Super-Reparametrizations of Weighted CSPs: Properties and Optimization Perspective

TL;DR

This paper explores super-reparametrizations of Weighted CSPs, revealing their theoretical properties, and introduces a framework for using them to compute improved upper bounds on WCSP solutions, demonstrated through experiments.

Contribution

It provides the first detailed study of super-reparametrizations and develops a new framework for bounding WCSP solutions using these transformations.

Findings

Super-reparametrizations can improve bounds on WCSPs.

The framework generalizes existing constraint propagation methods.

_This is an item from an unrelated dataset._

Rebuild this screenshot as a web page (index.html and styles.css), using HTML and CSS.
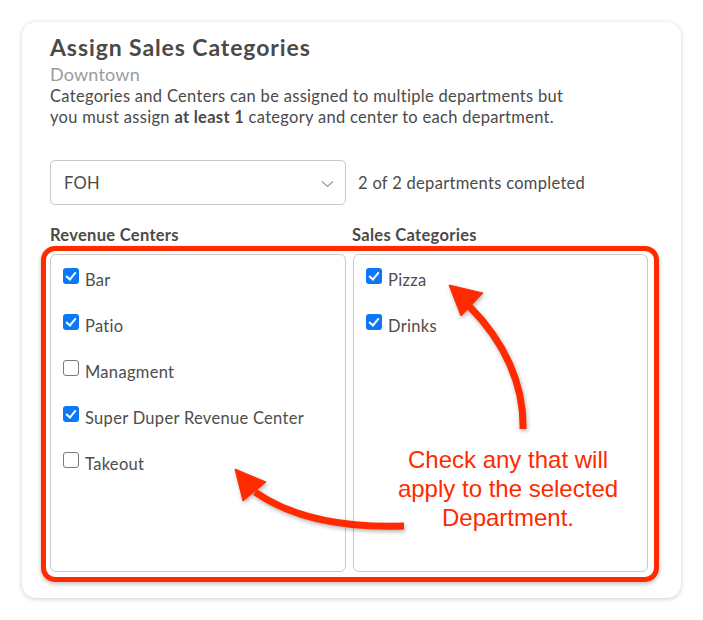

SAC-based bounds outperform other local consistencies on benchmarks.

Abstract

The notion of reparametrizations of Weighted CSPs (WCSPs) (also known as equivalence-preserving transformations of WCSPs) is well-known and finds its use in many algorithms to approximate or bound the optimal WCSP value. In contrast, the concept of super-reparametrizations (which are changes of the weights that keep or increase the WCSP objective for every assignment) was already proposed but never studied in detail. To fill this gap, we present a number of theoretical properties of super-reparametrizations and compare them to those of reparametrizations. Furthermore, we propose a framework for computing upper bounds on the optimal value of the (maximization version of) WCSP using super-reparametrizations. We show that it is in principle possible to employ arbitrary (under some technical conditions) constraint propagation rules to improve the bound. For arc consistency in particular, the method reduces to the known Virtual AC (VAC) algorithm. We implemented the method for singleton arc consistency (SAC) and compared it to other strong local consistencies in WCSPs on a public benchmark. The results show that the bounds obtained from SAC are superior for many instance groups.